De ces conditions, il ne reste aujourd’hui qu’une liste de vœux pieux contenus dans une résolution adoptée par 142 États il y a quelques jours à New York, sous le titre pompeux de «Déclaration de New York sur le règlement pacifique de la question de la Palestine et de la mise en œuvre de la solution à deux États». Cette résolution, bien sûr non contraignante, stipule que le Hamas «doit cesser d’exercer son autorité sur la bande de Gaza», qu’il doit remettre ses armes à l’Autorité palestinienne avec le soutien et la collaboration de la communauté internationale, qu’il doit enfin libérer les otages. Mais cela après la reconnaissance du 22 septembre. Or chacun connaît la valeur de telles résolutions…

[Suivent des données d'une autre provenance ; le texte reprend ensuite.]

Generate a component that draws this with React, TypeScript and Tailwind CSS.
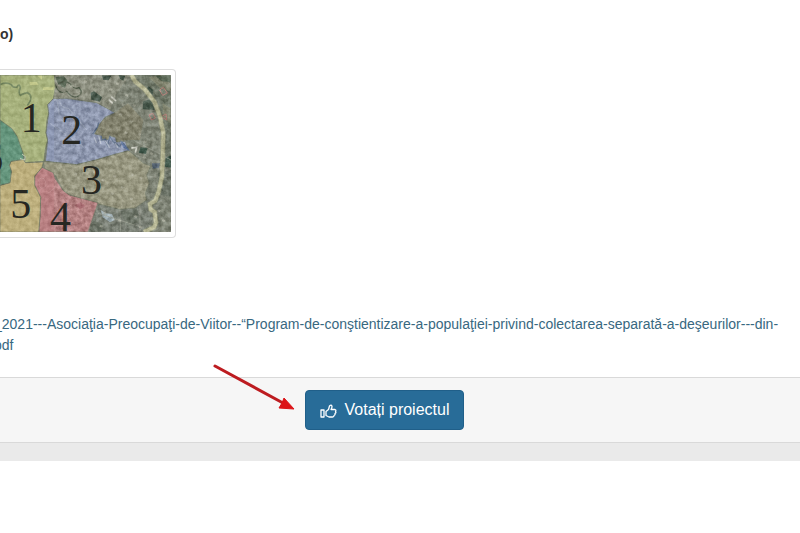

Une reconnaissance symbolique
Ce 22 septembre, la Palestine sera donc inconditionnellement reconnue par la France. Elle l’est déjà par plus de 150 États, et la Palestine dispose du statut d’observateur à l’ONU. Question : en quoi cette reconnaissance symbolique supplémentaire sert-elle la cause de la paix, voire «la solution à deux États», qui est la position européenne depuis la déclaration de Venise de 1978 ? Va-t-elle obtenir le départ de la direction du Hamas et sa démilitarisation ? Va-t-elle rendre l’Autorité palestinienne et Mahmoud Abbas davantage aptes à diriger un futur État de Palestine ? Va-t-elle convaincre un État israélien, isolé, politiquement assiégé, toujours menacé par le régime des mollahs et ses proxys arabes, de se pencher enfin sur la définition de ses frontières ? Ce qui, au passage, nécessiterait – je le dis – la fin de la proportionnelle en Israël.
Quant à la France, je crains pour ma part que cette reconnaissance et son instrumentalisation par certaines forces politiques ne servent qu’à déchirer encore plus le fragile tissu culturel et religieux qu’est malheureusement devenue notre nation française. Du moins, cet exercice diplomatique à grand spectacle aura-t-il permis au président français de faire oublier, pour quelques heures au moins, ses résultats tout aussi médiocres en politique intérieure.